In Ohio, the Croghan Colonial Bank ($630mm) will acquire National Bank of Ohio ($219mm) for cash (30%) and stock (70%) worth about $28.9mm or roughly 1.4x capital.
REMN sent out a note to its broker clients: "Effective August 1st, broker compensation buckets at REMN will be imposed by submission date. This is a change from our previous policy of lock date. Please take this into consideration when disclosing your loans."
Affiliated Mortgage has made the leap into the wholesale sector, adding a Wholesale/Mini-Correspondent Division that will be headed by Jerry Alred, formerly of Classic Home Financial. The operations team will be based out of Houston with an initial focus on expanding its client base throughout Texas, with plans to look further afield in the near future. In addition to its foray into wholesale, Affiliated has begun offering a single loan Mandatory program for clients with a net worth of $2.5 million or more. Loans can be locked for 7- and 15-day periods, with pay up options included in daily rate sheets, and lenders will have the option to switch the delivery from Mandatory to Best Efforts if necessary (note that any lock periods longer than 15 days will result in the loan being reset to Best Efforts automatically). Anything locked under this option will not be included in lenders' monthly performance analysis.
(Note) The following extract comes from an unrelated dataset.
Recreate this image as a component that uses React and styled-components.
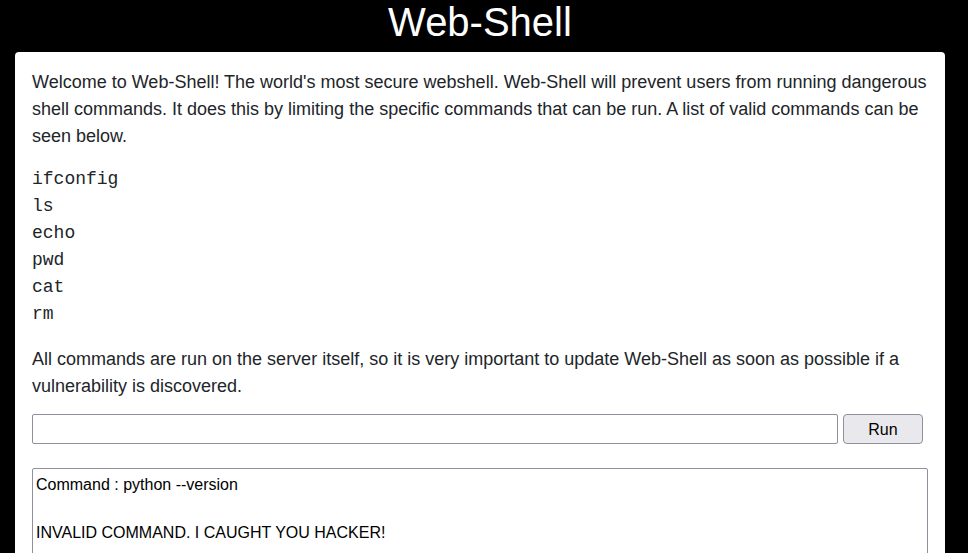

Headlines this morning talk about how the housing market is shrugging off higher rates. What the headlines seem to conveniently forget is that the numbers (like Case-Shiller with its two month lag) are backward looking. Rates began moving higher in May, and probably don't have a tremendous bearing on the numbers we're seeing. But no one can deny that housing is doing well. For example, yesterday we learned that sales of new U.S. homes climbed more than forecast in May to the highest level in almost five years: New Home Sales were +2.1%. The median selling price climbed 10% from May 2012. And Durable Goods came in better than expected, although revisions to last month offset these gains and so there was little change to most analysts' GDP estimates.
So are traders going to drive rates higher until the economy does not do well? No - common sense would suggest that equilibrium will be reached. Yesterday some stability was restored, and both stock and bond prices were higher as trading got underway. Bonds sold off on the stronger-than-expected news, but equities had a good day. Current coupons mortgage-backed securities were nearly unchanged by the end of the day and the 10-yr closed at 2.58%.
For excitement today we had the MBA's application numbers for last week: overall numbers were -3% with refis down 5% but purchases were up 2%. Refis are now 67% of total apps, and ARMs were steady at 7%. We also have the final Q1 GDP reading at 8:30AM EDT and a $35 billion 5-year note auction. In the early going the 10-yr is better by .250 in price and yielding 2.56%, MBS are tagging along for the ride somewhat.